The sharing economy is believed to have the power to change the economic paradigm. Do you think these platforms can really have that potential?
YES! We need value sharing platforms – to remove the middleman from everything, and return to peer-to-peer value exchanges. A few promising things I see are crowdfunding as equity, the blockchain, and platform cooperativism, whereby companies are forming where value is built in, distributed and offered to the users and the providers who actually create that value. For example, the drivers of Uber and hosts of Airbnb are the ones that create the value, so they should also have ownership in the form of equity as well as a say in some of the governance of said companies. That’s difficult for existing platforms to pull off, but new ones are emerging, which will give rise to the idea of shared ownership and value. Once a major platform or social network decides to share value, the dominos will start falling in line… sharing makes sense for the greatest amount of people.

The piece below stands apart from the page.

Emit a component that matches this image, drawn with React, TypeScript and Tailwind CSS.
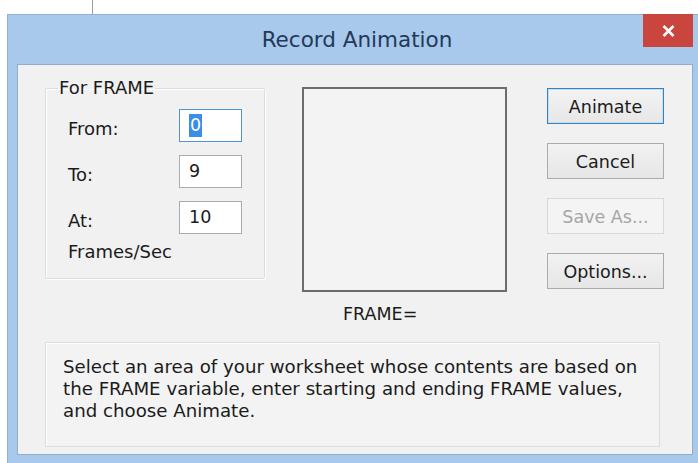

How can we measure what is the social, economic and environmental impact that is attributed to them?
The B Corp is a good start, but we need to do more here. There’s also the idea of the triple bottom line, which I have yet to see implemented in a meaningful way. We really need to continue to iterate and experiment with building new structures of companies, based on the building blocks that we already have.

Why is sharing so powerful?
Sharing is powerful because we’re able to see and feel our connection to one another through the bridge of time, space, resources, skills, and stuff. When there is an abundance of resources that are distributed, we all win.

Every little individual gesture counts, but to really achieve a global change we need to rethink socio-political structures. What should be our mission at “an individual level” to start this shift?
Get to know yourself. Really dig into what you care about and how you can express that care in the world. Find ways to move beyond the idea the compensation defines you and look for where you can most deeply contribution. We’re not here that long – let’s not get mixed up in games of material possession and proof of worthiness – every individual I’ve ever met is happier when they put their experiences, relationships, and creativity at the forefront, carefully considering positive impact in all areas. If we all do this, we will come up with better ideas and implementations, which starts with how we view our connection to the planet and the people around us. Being truly innovative rises from people freeing themselves from the trappings of what already exists, rising to the possibility and creation of what could come to fruition.

How can we get education and political institutions involved in the task of reinforcing more sustainable models?
Get people talking. The EYE conference is a great start, but do focused salons, dinners, and smaller meetings. Build bridges – many of them. So many industries, people, and experts are working in silos. Invite, exchange, and get people talking, from all walks of life. When you get people talking, it becomes more obvious how they might help one another, so be that glue.

During different talks at the event, it was evidenced that commencing and maintaining startups is not an easy nor cheap adventure. On the other hand, a member of the European network of Cooperatives told me some statistics of how successful cooperatives are, while they also promote more democratic values. Why do you think these alternative models are not that popular or supported then? Why aren’t taught at university?
They are probably not taught at university because they are so new… and because, at least in their digital form, they are in an experimental phase. If you want resources for university education, I’m connected to a bunch of people, myself included, who could come to universities and speak to students on this subject. The time is now!